If you are a person how must dwell on the true nature of who and what we are, I urge a reread of Hesse. It is that moment in Siddhartha where Govinda kisses the ferryman's forehead and sees the total unity of disparate being and non-being. For your reading pleasure here is that section again,
"He no longer saw the face of his friend Siddhartha, instead
he saw other faces, many, a long sequence, a flowing
river of faces, of hundreds, of thousands, which all
came and disappeared, and yet all seemed to be there
simultaneously, which all constantly changed and renewed
themselves, and which were still all Siddhartha.
He saw the face of a fish, a carp, with an infinitely
painfully opened mouth, the face of a dying fish, with
fading eyes—he saw the face of a new-born child, red
and full of wrinkles, distorted from crying—he saw the
face of a murderer, he saw him plunging a knife into
the body of another person—he saw, in the same second,
this criminal in bondage, kneeling and his head
being chopped off by the executioner with one blow
of his sword—he saw the bodies of men and women,
naked in positions and cramps of frenzied love—he saw
corpses stretched out, motionless, cold, void—he saw
the heads of animals, of boars, of crocodiles, of elephants,
of bulls, of birds—he saw gods, saw Krishna,
saw Agni—he saw all of these figures and faces in a
thousand relationships with one another, each one helping
the other, loving it, hating it, destroying it, giving
re-birth to it, each one was a will to die, a passionately
painful confession of transitoriness, and yet none
of them died, each one only transformed, was always
re-born, received evermore a new face, without any time
having passed between the one and the other face—
and all of these figures and faces rested, flowed, generated
themselves, floated along and merged with each
other, and they were all constantly covered by something
thin, without individuality of its own, but yet existing,
like a thin glass or ice, like a transparent skin,
a shell or mold or mask of water, and this mask was
smiling, and this mask was Siddhartha's smiling face,
which he, Govinda, in this very same moment touched
with his lips. And, Govinda saw it like this, this smile
of the mask, this smile of oneness above the flowing
forms, this smile of simultaneousness above the thousand
births and deaths, this smile of Siddhartha was precisely
the same, was precisely of the same kind as the
quiet, delicate, impenetrable, perhaps benevolent, perhaps
mocking, wise, thousand-fold smile of Gotama,
the Buddha, as he had seen it himself with great respect
a hundred times. Like this, Govinda knew, the perfected
ones are smiling.
Not knowing any more whether time existed, whether
the vision had lasted a second or a hundred years, not
knowing any more whether there existed a Siddhartha,
a Gotama, a me and a you, feeling in his innermost self
as if he had been wounded by a divine arrow, the injury
of which tasted sweet, being enchanted and dissolved
in his innermost self, Govinda still stood for a
little while bent over Siddhartha's quiet face, which he
had just kissed, which had just been the scene of all
manifestations, all transformations, all existence. The
face was unchanged, after under its surface the depth
of the thousandfoldness had closed up again, he smiled
silently, smiled quietly and softly, perhaps very benevolently,
perhaps very mockingly, precisely as he used to
smile, the exalted one."
So don't sweat the currently dominant part of your being. It’s all one.
2 comments:
Funny, as a young girl I felt that the disparate persons within me and the way that I trotted them out as needed was just so much fakery. I felt such a phoney; that maybe the real me was so abhorrent I'd better just keep it hidden. It was upon reading Hesse, when I was about 16 or 17, that I began to find the way out of my self imposed morass of loathing and doubt into an acceptance of the nature of human kind, and consequently acceptance of myself...that all is me, just little, socially acceptable parts of me.
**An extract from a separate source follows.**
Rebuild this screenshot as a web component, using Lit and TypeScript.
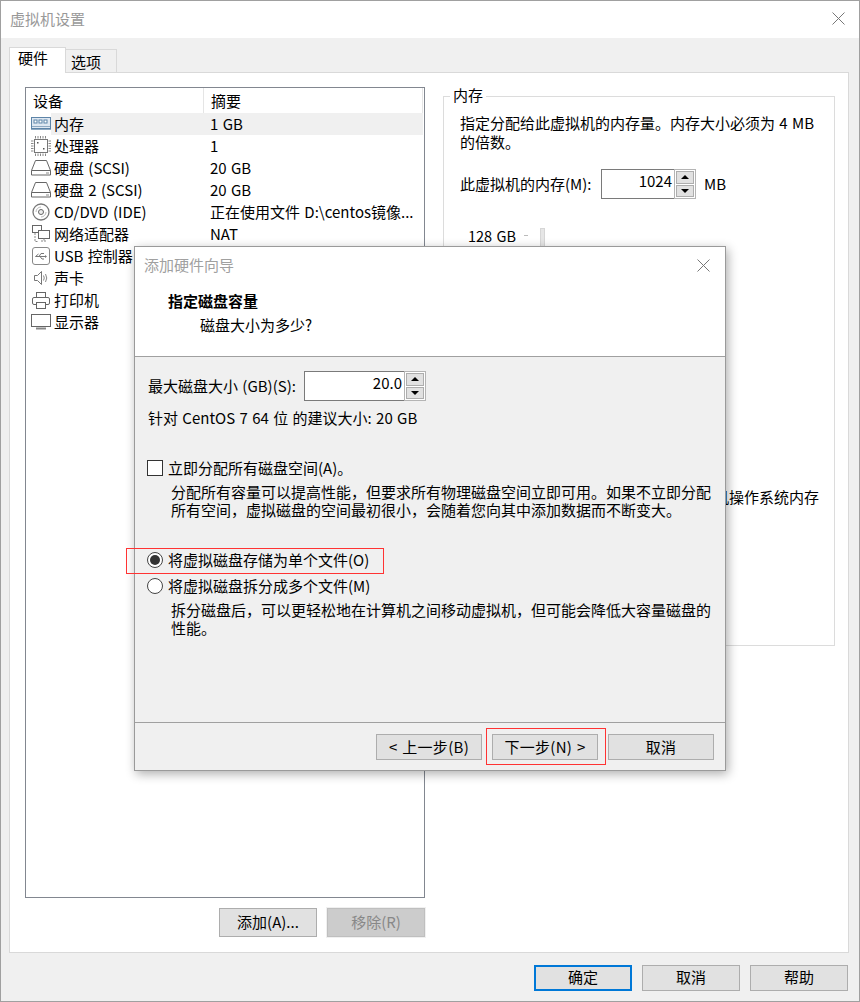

Great minds and all that...
Like Susan, I went through a time of self questioning about who I was, because I was convinced that different groups of people would describe me totally differently.
But I found my comfort through Howard Hesseman as the cynical Johnny Fever. But have come to accept and even encourage the different aspects of myself.
I often wondered about myself when faced with people of strong convictions when I could see multiple sides of an argument. I wondered if I had no moral compass, or true convictions.
But have actually swung far enough to the other side that I have grown to mistrust people who vehemently argue only one side of an issue.
One could argue that the total unity of disparate being and non-being is that small place we visit during orgasm which is why so much energy is expended to get there.
But that would change the whole direction of the discussion.